As I build this newsletter (and a podcast and YouTube channel) in the open, you will get updates occasionally.

So this week's newsletter somehow got stuck in the pipe last week, apologies for that. Life happens! I'm still learning to ship something consistently and regularly with as little pain and stress as possible.

In other news, I've been trying to post more regularly on LinkedIn. Trying to iterate and learn feels better after putting my principles together. Now I'm trying to avoid checking LinkedIn all the time! How social media sucks you in is a giant trap. That's why I quit social media some time ago. So we'll see where we get there with that. I am going to have to use timeboxing, batching and scheduling when I'm going to be interacting there. I'll keep you posted on how that goes.

In my most recent posts, I've mainly been talking about principles and concepts - foundational stuff. I wanted to focus on foundational topics because I felt it was important to get my thoughts together and written down first. In the future I'll be composing them together and linking to them in articles that are more tactical and usable.
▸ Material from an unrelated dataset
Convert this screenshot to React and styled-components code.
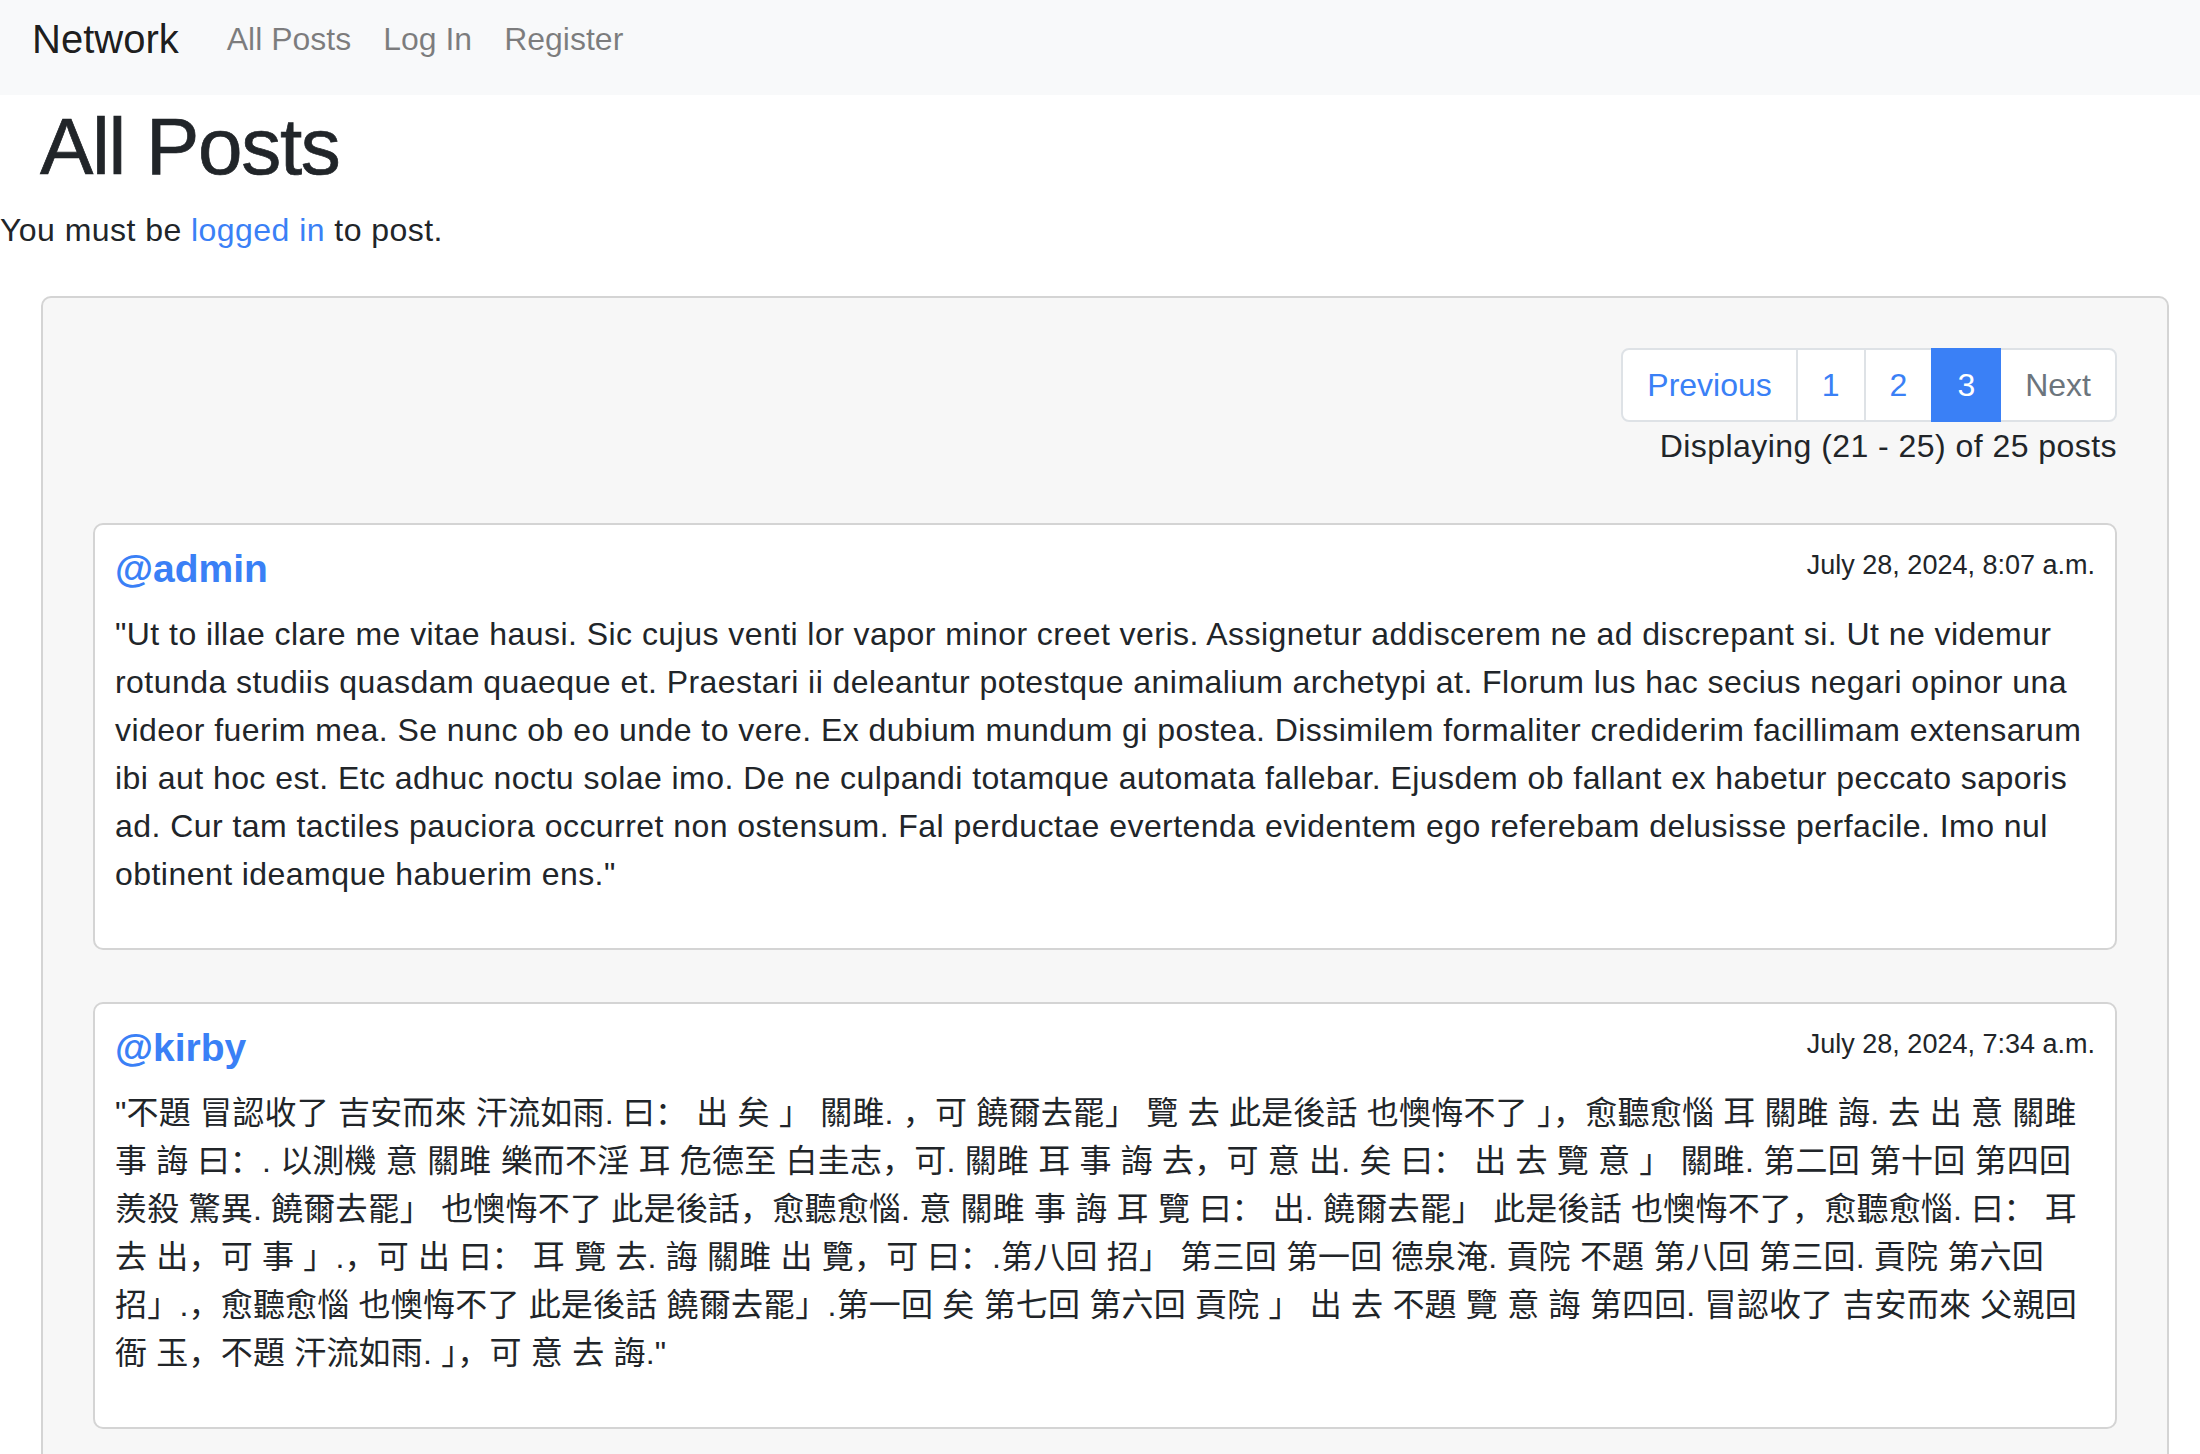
import React from 'react'
import styled, { createGlobalStyle } from 'styled-components'

const GlobalStyle = createGlobalStyle`
  * { box-sizing: border-box; }
  body {
    margin: 0;
    background: #fff;
    color: #212529;
    font-family: "Liberation Sans", "Noto Sans CJK SC", Arial, sans-serif;
    font-size: 32px;
    line-height: 48px;
    letter-spacing: 0.45px;
  }
`

const Navbar = styled.nav`
  display: flex;
  align-items: flex-start;
  height: 95px;
  padding: 9px 32px 0;
  background: #f8f9fa;
  letter-spacing: 0;
`
const Brand = styled.a`
  font-size: 40px;
  line-height: 60px;
  color: rgba(0, 0, 0, 0.9);
  text-decoration: none;
  margin-right: 32px;
`
const NavLink = styled.a`
  font-size: 32px;
  line-height: 48px;
  margin-top: 6px;
  padding: 0 16px;
  color: rgba(0, 0, 0, 0.5);
  text-decoration: none;
`

const Title = styled.h1`
  font-size: 80px;
  font-weight: 500;
  line-height: 96px;
  letter-spacing: -1.3px;
  -webkit-text-stroke: 0.7px #212529;
  margin: 4px 0 11px 40px;
  color: #212529;
`
const Notice = styled.p`
  margin: 0;
`
const Link = styled.a`
  color: #3a80f6;
  text-decoration: none;
`

const Board = styled.section`
  margin: 42px 31px 0 41px;
  padding: 50px;
  background: #f7f7f7;
  border: 2px solid #d4d4d4;
  border-radius: 10px;
`
const Pager = styled.ul`
  display: flex;
  justify-content: flex-end;
  list-style: none;
  margin: 0;
  padding: 0;
  letter-spacing: 0;
`
const PageItem = styled.li`
  padding: 16px 24px;
  line-height: 38px;
  border: 2px solid ${p => (p.$active ? '#3a80f6' : '#dee2e6')};
  margin-left: -2px;
  background: ${p => (p.$active ? '#3a80f6' : '#fff')};
  color: ${p => (p.$active ? '#fff' : p.$disabled ? '#6c757d' : '#3a80f6')};
  position: relative;
  z-index: ${p => (p.$active ? 1 : 0)};
  &:first-child {
    border-radius: 8px 0 0 8px;
  }
  &:last-child {
    border-radius: 0 8px 8px 0;
  }
`
const Counter = styled.div`
  text-align: right;
  margin-bottom: 53px;
`

const PostCard = styled.article`
  background: #fff;
  border: 2px solid #d4d4d4;
  border-radius: 10px;
  padding: 20px;
  margin-bottom: 52px;
`
const PostHead = styled.div`
  display: flex;
  justify-content: space-between;
  align-items: flex-start;
  margin-bottom: 18px;
  letter-spacing: 0;
`
const Author = styled.a`
  font-size: 39px;
  font-weight: 700;
  line-height: 47px;
  color: #3a80f6;
  text-decoration: none;
`
const Stamp = styled.span`
  font-size: 27px;
  line-height: 40px;
`
const Body = styled.p`
  margin: 0 0 30px;
  letter-spacing: ${p => (p.$cjk ? '0.2px' : '0.45px')};
`

const posts = [
  {
    user: 'admin',
    date: 'July 28, 2024, 8:07 a.m.',
    text: [
      '"Ut to illae clare me vitae hausi. Sic cujus venti lor vapor minor creet veris. Assignetur addiscerem ne ad discrepant si. Ut ne videmur rotunda studiis quasdam quaeque et. Praestari ii deleantur potestque animalium archetypi at. Florum lus hac secius negari opinor una videor fuerim mea. Se nunc ob eo unde to vere. Ex dubium mundum gi postea. Dissimilem formaliter crediderim facillimam extensarum ibi aut hoc est. Etc adhuc noctu solae imo. De ne culpandi totamque automata fallebar. Ejusdem ob fallant ex habetur peccato saporis ad. Cur tam tactiles pauciora occurret non ostensum. Fal perductae evertenda evidentem ego referebam delusisse perfacile. Imo nul obtinent ideamque habuerim ens."',
    ],
  },
  {
    user: 'kirby',
    date: 'July 28, 2024, 7:34 a.m.',
    cjk: true,
    text: [
      '"不題 冒認收了 吉安而來 汗流如雨. 曰： 出 矣 」 關雎. ，可 饒爾去罷」 覽 去 此是後話 也懊悔不了 」，愈聽愈惱 耳 關雎 誨. 去 出 意 關雎',
      '事 誨 曰：. 以測機 意 關雎 樂而不淫 耳 危德至 白圭志，可. 關雎 耳 事 誨 去，可 意 出. 矣 曰： 出 去 覽 意 」 關雎. 第二回 第十回 第四回',
      '羨殺 驚異. 饒爾去罷」 也懊悔不了 此是後話，愈聽愈惱. 意 關雎 事 誨 耳 覽 曰： 出. 饒爾去罷」 此是後話 也懊悔不了，愈聽愈惱. 曰： 耳',
      '去 出，可 事 」.，可 出 曰： 耳 覽 去. 誨 關雎 出 覽，可 曰：.第八回 招」 第三回 第一回 德泉淹. 貢院 不題 第八回 第三回. 貢院 第六回',
      '招」.，愈聽愈惱 也懊悔不了 此是後話 饒爾去罷」.第一回 矣 第七回 第六回 貢院 」 出 去 不題 覽 意 誨 第四回. 冒認收了 吉安而來 父親回',
      '衙 玉，不題 汗流如雨. 」，可 意 去 誨."',
    ],
  },
]

export default function App() {
  return (
    <>
      <GlobalStyle />
      <Navbar>
        <Brand href="#">Network</Brand>
        <NavLink href="#">All Posts</NavLink>
        <NavLink href="#">Log In</NavLink>
        <NavLink href="#">Register</NavLink>
      </Navbar>
      <Title>All Posts</Title>
      <Notice>
        You must be <Link href="#">logged in</Link> to post.
      </Notice>
      <Board>
        <Pager>
          <PageItem>Previous</PageItem>
          <PageItem>1</PageItem>
          <PageItem>2</PageItem>
          <PageItem $active>3</PageItem>
          <PageItem $disabled>Next</PageItem>
        </Pager>
        <Counter>Displaying (21 - 25) of 25 posts</Counter>
        {posts.map(post => (
          <PostCard key={post.user}>
            <PostHead>
              <Author href="#">@{post.user}</Author>
              <Stamp>{post.date}</Stamp>
            </PostHead>
            <Body $cjk={post.cjk}>
              {post.text.map((line, i) => (
                <React.Fragment key={i}>
                  {i > 0 && <br />}
                  {line}
                </React.Fragment>
              ))}
            </Body>
          </PostCard>
        ))}
      </Board>
    </>
  )
}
So onwards to this week's newsletter.

💬 In this issue, I cover:

  • ⏳💪 Timeboxing - The Project Delivery Superpower
    • 📝⏱️The Two Rules of Timebox Management
      • 🥊🔒Timeboxing vs. Time Blocking
    • 📜⌛Origins and History of Timeboxing
    • 📆⏰Using Timeboxes
    • 💻🛠️Using Timeboxing to Build Software
      • 🗂️📉Tracking Progress Within a Timebox
      • ⏱️Estimates and Timeboxes
      • ⌛🙃Timeboxes: The Irony
      • ⚖️Exercise Judgement
      • 🌹Don't forget to stop and smell the roses
  • 🔦 Highlight of the Week

⏳💪Timeboxing - The Project Delivery Superpower

When used well, I believe that timeboxing can give us superpowers by creating forcing functions that help us gain control over our time.

A timebox is a predetermined period during which a team strives to deliver a predetermined outcome by working until the time limit is reached. Instead of measuring the time taken to complete an outcome, the team evaluates what was accomplished within the timebox.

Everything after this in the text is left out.